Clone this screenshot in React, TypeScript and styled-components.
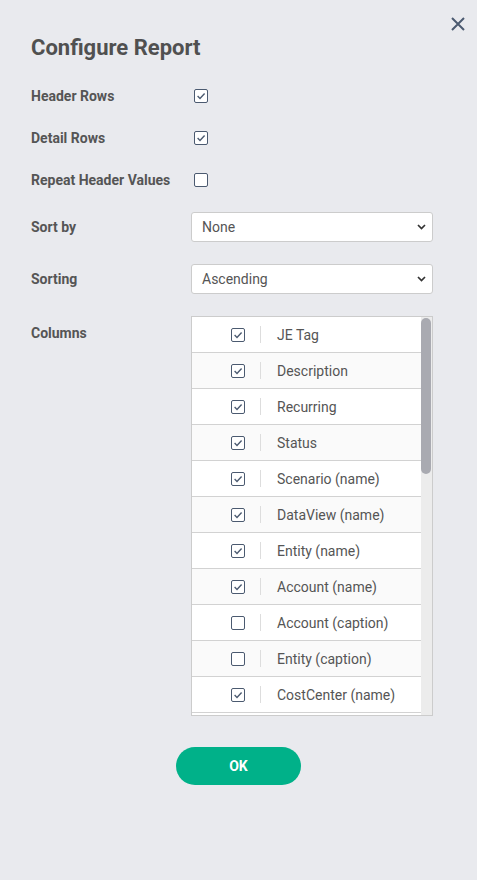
import React from "react";
import styled, { createGlobalStyle } from "styled-components";

const GlobalStyle = createGlobalStyle`
	html, body {
		margin: 0;
		padding: 0;
		background: #e9eaee;
		font-family: Roboto, "Liberation Sans", sans-serif;
		color: #555;
	}
`;

// only the rows that fit in the list are drawn; the thumb shows the rest
const columns: { name: string; checked: boolean }[] = [
	{ name: "JE Tag", checked: true },
	{ name: "Description", checked: true },
	{ name: "Recurring", checked: true },
	{ name: "Status", checked: true },
	{ name: "Scenario (name)", checked: true },
	{ name: "DataView (name)", checked: true },
	{ name: "Entity (name)", checked: true },
	{ name: "Account (name)", checked: true },
	{ name: "Account (caption)", checked: false },
	{ name: "Entity (caption)", checked: false },
	{ name: "CostCenter (name)", checked: true },
];

const Check = ({ checked }: { checked: boolean }) => (
	<CheckBox>
		{checked && (
			<svg width="10" height="10" viewBox="0 0 10 10">
				<path
					d="M1.6 5.1 L4 7.4 L8.6 2.6"
					fill="none"
					stroke="#4b5a70"
					strokeWidth="1.4"
				/>
			</svg>
		)}
	</CheckBox>
);

const Chevron = () => (
	<ChevronIcon width="9" height="6" viewBox="0 0 9 6">
		<path d="M1 1 L4.5 4.5 L8 1" fill="none" stroke="#333" strokeWidth="1.7" />
	</ChevronIcon>
);

export default function App() {
	return (
		<>
			<GlobalStyle />
			<Dialog>
				<CloseButton aria-label="Close">
					<svg width="14" height="14" viewBox="0 0 14 14">
						<path
							d="M1 1 L13 13 M13 1 L1 13"
							stroke="#4b5a70"
							strokeWidth="2"
						/>
					</svg>
				</CloseButton>
				<Title>Configure Report</Title>
				<Form>
					<CheckRow>
						<Label>Header Rows</Label>
						<Control>
							<Check checked />
						</Control>
					</CheckRow>
					<CheckRow>
						<Label>Detail Rows</Label>
						<Control>
							<Check checked />
						</Control>
					</CheckRow>
					<CheckRow>
						<Label>Repeat Header Values</Label>
						<Control>
							<Check checked={false} />
						</Control>
					</CheckRow>
					<SelectRow>
						<Label>Sort by</Label>
						<Select>
							<span>None</span>
							<Chevron />
						</Select>
					</SelectRow>
					<SelectRow>
						<Label>Sorting</Label>
						<Select>
							<span>Ascending</span>
							<Chevron />
						</Select>
					</SelectRow>
					<ListRow>
						<ListLabel>Columns</ListLabel>
						<ListBox>
							<Rows>
								{columns.map((c, i) => (
									<ColumnItem key={c.name} $odd={i % 2 === 1}>
										<ItemCheck>
											<Check checked={c.checked} />
										</ItemCheck>
										<Divider />
										<ItemName>{c.name}</ItemName>
									</ColumnItem>
								))}
							</Rows>
							<ScrollTrack>
								<ScrollThumb />
							</ScrollTrack>
						</ListBox>
					</ListRow>
				</Form>
				<Footer>
					<OkButton>OK</OkButton>
				</Footer>
			</Dialog>
		</>
	);
}

const Dialog = styled.div`
	position: relative;
	width: 477px;
	min-height: 880px;
	box-sizing: border-box;
	padding: 35px 44px 0 31px;
`;

const CloseButton = styled.button`
	position: absolute;
	top: 16px;
	right: 11px;
	width: 16px;
	height: 16px;
	padding: 0;
	border: none;
	background: none;
	display: flex;
	align-items: center;
	justify-content: center;
`;

const Title = styled.h2`
	margin: 0;
	font-size: 22px;
	line-height: 26px;
	font-weight: 700;
	color: #505050;
`;

const Form = styled.div`
	margin-top: 25px;
	display: flex;
	flex-direction: column;
`;

const Label = styled.div`
	width: 160px;
	flex-shrink: 0;
	font-size: 14px;
	font-weight: 700;
	color: #555;
`;

const CheckRow = styled.div`
	display: flex;
	align-items: center;
	height: 20px;
	margin-bottom: 22px;
`;

const Control = styled.div`
	padding-left: 3px;
	display: flex;
	align-items: center;
`;

const CheckBox = styled.span`
	width: 14px;
	height: 14px;
	box-sizing: border-box;
	border: 1.5px solid #4b5a70;
	border-radius: 2px;
	background: #fff;
	display: inline-flex;
	align-items: center;
	justify-content: center;
`;

const SelectRow = styled.div`
	display: flex;
	align-items: center;
	margin-bottom: 22px;
`;

const Select = styled.div`
	width: 242px;
	height: 30px;
	box-sizing: border-box;
	border: 1px solid #ccc;
	border-radius: 3px;
	background: #fff;
	display: flex;
	align-items: center;
	justify-content: space-between;
	padding: 0 6px 0 10px;
	font-size: 14px;
	color: #555;
`;

const ChevronIcon = styled.svg`
	display: block;
`;

const ListRow = styled.div`
	display: flex;
	align-items: flex-start;
`;

const ListLabel = styled(Label)`
	padding-top: 9px;
`;

const ListBox = styled.div`
	width: 242px;
	height: 400px;
	box-sizing: border-box;
	border: 1px solid #ccc;
	background: #fff;
	display: flex;
	overflow: hidden;
`;

const Rows = styled.div`
	flex: 1;
	display: flex;
	flex-direction: column;
`;

const ScrollTrack = styled.div`
	width: 11px;
	flex-shrink: 0;
	background: #ececec;
	padding-top: 1px;
	box-sizing: border-box;
`;

const ScrollThumb = styled.div`
	width: 10px;
	height: 156px;
	border-radius: 5px;
	background: #a9aab1;
`;

const ColumnItem = styled.div<{ $odd: boolean }>`
	display: flex;
	align-items: center;
	height: 36px;
	flex-shrink: 0;
	box-sizing: border-box;
	border-bottom: 1px solid #d2d2d2;
	background: ${(p) => (p.$odd ? "#fafafa" : "#fff")};
`;

const ItemCheck = styled.div`
	padding-left: 39px;
	padding-right: 15px;
	display: flex;
	align-items: center;
`;

const Divider = styled.div`
	width: 1px;
	height: 17px;
	background: #ddd;
`;

const ItemName = styled.div`
	padding-left: 16px;
	font-size: 14px;
	color: #555;
	white-space: nowrap;
`;

const Footer = styled.div`
	display: flex;
	justify-content: center;
	margin-top: 31px;
	margin-right: -13px;
`;

const OkButton = styled.button`
	width: 125px;
	height: 38px;
	border: none;
	border-radius: 19px;
	background: #00b189;
	color: #fff;
	font-family: Roboto, "Liberation Sans", sans-serif;
	font-size: 14px;
	font-weight: 700;
`;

^^^^

[Short problem] Restate the data above word for word. Do not include the images.

[Task answer]
Clone this screenshot in React, TypeScript and styled-components.
import React from "react";
import styled, { createGlobalStyle } from "styled-components";

const GlobalStyle = createGlobalStyle`
	html, body {
		margin: 0;
		padding: 0;
		background: #e9eaee;
		font-family: Roboto, "Liberation Sans", sans-serif;
		color: #555;
	}
`;

// only the rows that fit in the list are drawn; the thumb shows the rest
const columns: { name: string; checked: boolean }[] = [
	{ name: "JE Tag", checked: true },
	{ name: "Description", checked: true },
	{ name: "Recurring", checked: true },
	{ name: "Status", checked: true },
	{ name: "Scenario (name)", checked: true },
	{ name: "DataView (name)", checked: true },
	{ name: "Entity (name)", checked: true },
	{ name: "Account (name)", checked: true },
	{ name: "Account (caption)", checked: false },
	{ name: "Entity (caption)", checked: false },
	{ name: "CostCenter (name)", checked: true },
];

const Check = ({ checked }: { checked: boolean }) => (
	<CheckBox>
		{checked && (
			<svg width="10" height="10" viewBox="0 0 10 10">
				<path
					d="M1.6 5.1 L4 7.4 L8.6 2.6"
					fill="none"
					stroke="#4b5a70"
					strokeWidth="1.4"
				/>
			</svg>
		)}
	</CheckBox>
);

const Chevron = () => (
	<ChevronIcon width="9" height="6" viewBox="0 0 9 6">
		<path d="M1 1 L4.5 4.5 L8 1" fill="none" stroke="#333" strokeWidth="1.7" />
	</ChevronIcon>
);

export default function App() {
	return (
		<>
			<GlobalStyle />
			<Dialog>
				<CloseButton aria-label="Close">
					<svg width="14" height="14" viewBox="0 0 14 14">
						<path
							d="M1 1 L13 13 M13 1 L1 13"
							stroke="#4b5a70"
							strokeWidth="2"
						/>
					</svg>
				</CloseButton>
				<Title>Configure Report</Title>
				<Form>
					<CheckRow>
						<Label>Header Rows</Label>
						<Control>
							<Check checked />
						</Control>
					</CheckRow>
					<CheckRow>
						<Label>Detail Rows</Label>
						<Control>
							<Check checked />
						</Control>
					</CheckRow>
					<CheckRow>
						<Label>Repeat Header Values</Label>
						<Control>
							<Check checked={false} />
						</Control>
					</CheckRow>
					<SelectRow>
						<Label>Sort by</Label>
						<Select>
							<span>None</span>
							<Chevron />
						</Select>
					</SelectRow>
					<SelectRow>
						<Label>Sorting</Label>
						<Select>
							<span>Ascending</span>
							<Chevron />
						</Select>
					</SelectRow>
					<ListRow>
						<ListLabel>Columns</ListLabel>
						<ListBox>
							<Rows>
								{columns.map((c, i) => (
									<ColumnItem key={c.name} $odd={i % 2 === 1}>
										<ItemCheck>
											<Check checked={c.checked} />
										</ItemCheck>
										<Divider />
										<ItemName>{c.name}</ItemName>
									</ColumnItem>
								))}
							</Rows>
							<ScrollTrack>
								<ScrollThumb />
							</ScrollTrack>
						</ListBox>
					</ListRow>
				</Form>
				<Footer>
					<OkButton>OK</OkButton>
				</Footer>
			</Dialog>
		</>
	);
}

const Dialog = styled.div`
	position: relative;
	width: 477px;
	min-height: 880px;
	box-sizing: border-box;
	padding: 35px 44px 0 31px;
`;

const CloseButton = styled.button`
	position: absolute;
	top: 16px;
	right: 11px;
	width: 16px;
	height: 16px;
	padding: 0;
	border: none;
	background: none;
	display: flex;
	align-items: center;
	justify-content: center;
`;

const Title = styled.h2`
	margin: 0;
	font-size: 22px;
	line-height: 26px;
	font-weight: 700;
	color: #505050;
`;

const Form = styled.div`
	margin-top: 25px;
	display: flex;
	flex-direction: column;
`;

const Label = styled.div`
	width: 160px;
	flex-shrink: 0;
	font-size: 14px;
	font-weight: 700;
	color: #555;
`;

const CheckRow = styled.div`
	display: flex;
	align-items: center;
	height: 20px;
	margin-bottom: 22px;
`;

const Control = styled.div`
	padding-left: 3px;
	display: flex;
	align-items: center;
`;

const CheckBox = styled.span`
	width: 14px;
	height: 14px;
	box-sizing: border-box;
	border: 1.5px solid #4b5a70;
	border-radius: 2px;
	background: #fff;
	display: inline-flex;
	align-items: center;
	justify-content: center;
`;

const SelectRow = styled.div`
	display: flex;
	align-items: center;
	margin-bottom: 22px;
`;

const Select = styled.div`
	width: 242px;
	height: 30px;
	box-sizing: border-box;
	border: 1px solid #ccc;
	border-radius: 3px;
	background: #fff;
	display: flex;
	align-items: center;
	justify-content: space-between;
	padding: 0 6px 0 10px;
	font-size: 14px;
	color: #555;
`;

const ChevronIcon = styled.svg`
	display: block;
`;

const ListRow = styled.div`
	display: flex;
	align-items: flex-start;
`;

const ListLabel = styled(Label)`
	padding-top: 9px;
`;

const ListBox = styled.div`
	width: 242px;
	height: 400px;
	box-sizing: border-box;
	border: 1px solid #ccc;
	background: #fff;
	display: flex;
	overflow: hidden;
`;

const Rows = styled.div`
	flex: 1;
	display: flex;
	flex-direction: column;
`;

const ScrollTrack = styled.div`
	width: 11px;
	flex-shrink: 0;
	background: #ececec;
	padding-top: 1px;
	box-sizing: border-box;
`;

const ScrollThumb = styled.div`
	width: 10px;
	height: 156px;
	border-radius: 5px;
	background: #a9aab1;
`;

const ColumnItem = styled.div<{ $odd: boolean }>`
	display: flex;
	align-items: center;
	height: 36px;
	flex-shrink: 0;
	box-sizing: border-box;
	border-bottom: 1px solid #d2d2d2;
	background: ${(p) => (p.$odd ? "#fafafa" : "#fff")};
`;

const ItemCheck = styled.div`
	padding-left: 39px;
	padding-right: 15px;
	display: flex;
	align-items: center;
`;

const Divider = styled.div`
	width: 1px;
	height: 17px;
	background: #ddd;
`;

const ItemName = styled.div`
	padding-left: 16px;
	font-size: 14px;
	color: #555;
	white-space: nowrap;
`;

const Footer = styled.div`
	display: flex;
	justify-content: center;
	margin-top: 31px;
	margin-right: -13px;
`;

const OkButton = styled.button`
	width: 125px;
	height: 38px;
	border: none;
	border-radius: 19px;
	background: #00b189;
	color: #fff;
	font-family: Roboto, "Liberation Sans", sans-serif;
	font-size: 14px;
	font-weight: 700;
`;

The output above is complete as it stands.